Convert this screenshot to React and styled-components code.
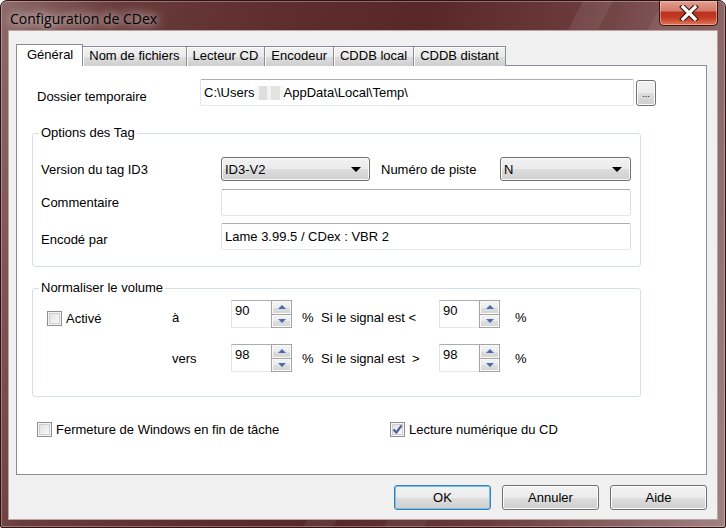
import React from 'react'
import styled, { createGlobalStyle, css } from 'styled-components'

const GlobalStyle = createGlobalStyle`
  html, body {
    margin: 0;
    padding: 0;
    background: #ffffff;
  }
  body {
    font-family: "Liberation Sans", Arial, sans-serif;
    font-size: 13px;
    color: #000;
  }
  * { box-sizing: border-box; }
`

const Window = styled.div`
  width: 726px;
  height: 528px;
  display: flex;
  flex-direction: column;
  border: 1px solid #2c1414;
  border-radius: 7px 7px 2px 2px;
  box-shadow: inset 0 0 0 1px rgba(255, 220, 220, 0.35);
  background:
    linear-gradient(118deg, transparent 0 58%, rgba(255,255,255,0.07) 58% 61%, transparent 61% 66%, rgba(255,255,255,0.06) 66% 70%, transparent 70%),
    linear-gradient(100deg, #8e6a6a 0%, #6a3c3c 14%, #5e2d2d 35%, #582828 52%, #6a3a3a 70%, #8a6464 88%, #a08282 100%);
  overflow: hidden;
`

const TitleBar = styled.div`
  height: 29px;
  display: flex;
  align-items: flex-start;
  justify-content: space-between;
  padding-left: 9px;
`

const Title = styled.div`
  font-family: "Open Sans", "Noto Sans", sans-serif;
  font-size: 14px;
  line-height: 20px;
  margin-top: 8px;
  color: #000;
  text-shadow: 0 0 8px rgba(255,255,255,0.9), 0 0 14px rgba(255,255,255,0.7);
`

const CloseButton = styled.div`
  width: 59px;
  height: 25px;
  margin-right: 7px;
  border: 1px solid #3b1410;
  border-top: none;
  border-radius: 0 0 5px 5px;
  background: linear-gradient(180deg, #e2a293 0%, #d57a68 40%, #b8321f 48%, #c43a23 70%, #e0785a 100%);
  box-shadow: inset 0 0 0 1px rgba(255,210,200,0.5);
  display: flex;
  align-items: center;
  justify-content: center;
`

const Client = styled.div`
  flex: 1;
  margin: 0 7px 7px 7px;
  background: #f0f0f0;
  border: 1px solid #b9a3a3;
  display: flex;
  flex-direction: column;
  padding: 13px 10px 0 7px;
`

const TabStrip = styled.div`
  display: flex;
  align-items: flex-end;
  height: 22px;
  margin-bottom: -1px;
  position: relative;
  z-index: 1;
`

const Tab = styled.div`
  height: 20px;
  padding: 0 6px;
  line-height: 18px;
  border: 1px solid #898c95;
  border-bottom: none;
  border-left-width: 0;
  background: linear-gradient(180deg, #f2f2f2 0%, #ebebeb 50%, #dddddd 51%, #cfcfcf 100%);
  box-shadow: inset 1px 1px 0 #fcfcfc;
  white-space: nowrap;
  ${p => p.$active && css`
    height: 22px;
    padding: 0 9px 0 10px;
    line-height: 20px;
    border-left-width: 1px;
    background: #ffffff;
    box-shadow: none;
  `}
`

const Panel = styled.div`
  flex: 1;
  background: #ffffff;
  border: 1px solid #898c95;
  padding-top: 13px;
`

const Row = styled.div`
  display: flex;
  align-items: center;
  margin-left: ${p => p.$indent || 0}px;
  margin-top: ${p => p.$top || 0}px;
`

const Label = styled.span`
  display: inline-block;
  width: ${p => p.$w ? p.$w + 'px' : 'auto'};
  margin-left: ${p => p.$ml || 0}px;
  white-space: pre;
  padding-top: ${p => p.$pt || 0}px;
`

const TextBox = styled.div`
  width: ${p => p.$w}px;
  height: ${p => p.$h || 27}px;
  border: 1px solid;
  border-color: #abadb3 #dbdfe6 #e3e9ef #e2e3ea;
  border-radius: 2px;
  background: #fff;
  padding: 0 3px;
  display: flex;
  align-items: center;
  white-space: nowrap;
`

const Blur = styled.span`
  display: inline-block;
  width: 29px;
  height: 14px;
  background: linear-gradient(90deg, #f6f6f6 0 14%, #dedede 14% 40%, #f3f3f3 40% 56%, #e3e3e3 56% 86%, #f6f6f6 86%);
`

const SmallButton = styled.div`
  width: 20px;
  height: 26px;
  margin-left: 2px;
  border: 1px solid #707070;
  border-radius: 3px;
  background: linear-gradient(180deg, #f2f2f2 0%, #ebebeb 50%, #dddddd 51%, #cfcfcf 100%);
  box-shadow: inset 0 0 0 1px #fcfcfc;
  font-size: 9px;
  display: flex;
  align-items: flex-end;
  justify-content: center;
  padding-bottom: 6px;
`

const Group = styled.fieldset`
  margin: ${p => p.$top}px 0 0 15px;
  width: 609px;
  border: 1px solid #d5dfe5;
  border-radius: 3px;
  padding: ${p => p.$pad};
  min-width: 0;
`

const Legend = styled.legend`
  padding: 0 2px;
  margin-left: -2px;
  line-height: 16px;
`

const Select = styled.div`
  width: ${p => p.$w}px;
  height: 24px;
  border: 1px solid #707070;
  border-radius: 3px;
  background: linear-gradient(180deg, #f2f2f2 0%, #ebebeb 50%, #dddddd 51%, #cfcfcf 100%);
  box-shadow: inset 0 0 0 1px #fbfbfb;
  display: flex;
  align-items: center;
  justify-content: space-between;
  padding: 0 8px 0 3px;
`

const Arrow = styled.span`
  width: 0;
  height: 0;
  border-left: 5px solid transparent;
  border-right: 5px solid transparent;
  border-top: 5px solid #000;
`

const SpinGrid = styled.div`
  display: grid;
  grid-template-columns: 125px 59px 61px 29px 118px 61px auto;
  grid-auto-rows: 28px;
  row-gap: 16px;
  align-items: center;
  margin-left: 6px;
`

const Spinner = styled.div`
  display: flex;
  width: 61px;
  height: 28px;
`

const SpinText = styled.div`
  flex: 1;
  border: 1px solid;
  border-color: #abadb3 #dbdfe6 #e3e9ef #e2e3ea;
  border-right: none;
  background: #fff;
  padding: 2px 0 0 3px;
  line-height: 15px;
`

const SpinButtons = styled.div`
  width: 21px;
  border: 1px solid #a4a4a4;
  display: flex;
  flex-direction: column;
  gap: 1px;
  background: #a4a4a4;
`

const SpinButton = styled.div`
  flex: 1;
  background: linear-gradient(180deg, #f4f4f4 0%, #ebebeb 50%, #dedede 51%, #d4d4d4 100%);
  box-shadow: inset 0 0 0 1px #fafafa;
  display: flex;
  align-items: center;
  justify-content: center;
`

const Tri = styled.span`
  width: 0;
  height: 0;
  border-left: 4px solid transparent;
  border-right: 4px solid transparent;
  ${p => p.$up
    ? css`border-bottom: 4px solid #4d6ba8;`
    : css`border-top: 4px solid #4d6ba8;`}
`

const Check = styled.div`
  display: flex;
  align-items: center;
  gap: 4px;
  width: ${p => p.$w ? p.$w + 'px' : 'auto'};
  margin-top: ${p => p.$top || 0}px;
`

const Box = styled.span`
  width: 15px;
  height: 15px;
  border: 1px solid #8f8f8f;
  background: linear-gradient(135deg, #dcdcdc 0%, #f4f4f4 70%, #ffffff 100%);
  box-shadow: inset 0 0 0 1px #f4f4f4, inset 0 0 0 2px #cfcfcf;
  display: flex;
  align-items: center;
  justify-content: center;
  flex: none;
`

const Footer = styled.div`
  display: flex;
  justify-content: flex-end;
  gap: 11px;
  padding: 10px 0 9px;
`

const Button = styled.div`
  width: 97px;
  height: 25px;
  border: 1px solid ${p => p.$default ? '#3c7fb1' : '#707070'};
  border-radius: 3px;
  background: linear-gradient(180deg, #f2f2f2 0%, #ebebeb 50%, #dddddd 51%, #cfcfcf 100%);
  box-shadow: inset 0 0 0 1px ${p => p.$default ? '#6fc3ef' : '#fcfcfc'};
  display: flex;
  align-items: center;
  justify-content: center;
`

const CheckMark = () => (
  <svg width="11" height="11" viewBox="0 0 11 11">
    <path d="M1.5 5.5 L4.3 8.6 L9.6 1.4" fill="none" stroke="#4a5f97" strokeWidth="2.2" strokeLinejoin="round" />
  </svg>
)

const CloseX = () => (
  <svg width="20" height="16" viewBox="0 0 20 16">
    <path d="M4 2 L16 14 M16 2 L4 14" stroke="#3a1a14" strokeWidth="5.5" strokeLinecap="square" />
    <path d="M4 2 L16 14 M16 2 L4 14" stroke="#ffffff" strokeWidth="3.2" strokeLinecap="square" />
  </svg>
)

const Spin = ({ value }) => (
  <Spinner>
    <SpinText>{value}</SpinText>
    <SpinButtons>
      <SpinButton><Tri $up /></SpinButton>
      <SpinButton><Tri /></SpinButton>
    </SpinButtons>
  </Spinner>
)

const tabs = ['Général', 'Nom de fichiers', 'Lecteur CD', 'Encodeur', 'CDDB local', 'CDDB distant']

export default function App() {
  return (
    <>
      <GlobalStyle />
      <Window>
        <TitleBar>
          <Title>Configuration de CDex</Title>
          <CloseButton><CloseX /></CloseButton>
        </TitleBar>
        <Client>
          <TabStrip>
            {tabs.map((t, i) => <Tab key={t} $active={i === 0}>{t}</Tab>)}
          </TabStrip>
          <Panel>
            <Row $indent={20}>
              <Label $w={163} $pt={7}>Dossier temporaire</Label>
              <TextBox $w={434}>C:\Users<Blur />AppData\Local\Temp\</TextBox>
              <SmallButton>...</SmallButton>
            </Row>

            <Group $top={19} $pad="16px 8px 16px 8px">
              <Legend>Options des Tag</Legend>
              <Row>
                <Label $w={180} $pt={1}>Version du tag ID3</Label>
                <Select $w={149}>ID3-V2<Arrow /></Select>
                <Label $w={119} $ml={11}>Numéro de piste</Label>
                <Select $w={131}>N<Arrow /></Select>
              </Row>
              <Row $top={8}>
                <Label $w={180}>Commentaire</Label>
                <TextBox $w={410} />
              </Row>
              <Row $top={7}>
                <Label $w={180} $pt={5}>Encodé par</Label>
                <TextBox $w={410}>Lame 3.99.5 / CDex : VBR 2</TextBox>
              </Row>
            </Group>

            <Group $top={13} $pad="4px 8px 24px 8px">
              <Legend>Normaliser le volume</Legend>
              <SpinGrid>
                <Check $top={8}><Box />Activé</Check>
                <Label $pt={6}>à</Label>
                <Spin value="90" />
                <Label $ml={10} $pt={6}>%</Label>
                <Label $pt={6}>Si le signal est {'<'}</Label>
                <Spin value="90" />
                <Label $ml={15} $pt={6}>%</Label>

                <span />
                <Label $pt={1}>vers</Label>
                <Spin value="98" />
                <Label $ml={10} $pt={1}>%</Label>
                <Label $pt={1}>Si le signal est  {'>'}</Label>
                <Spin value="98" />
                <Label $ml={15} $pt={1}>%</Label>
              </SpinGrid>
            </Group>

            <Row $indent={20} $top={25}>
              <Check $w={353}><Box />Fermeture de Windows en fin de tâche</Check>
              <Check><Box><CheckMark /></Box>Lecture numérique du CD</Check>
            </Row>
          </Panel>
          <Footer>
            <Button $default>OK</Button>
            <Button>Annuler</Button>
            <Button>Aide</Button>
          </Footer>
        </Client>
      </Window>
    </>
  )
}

----------------

▶ _EXERCISE TASK_: Find each line that has the word "React", then copy it out.

▶ _FINAL ANSWER_:
Convert this screenshot to React and styled-components code.
import React from 'react'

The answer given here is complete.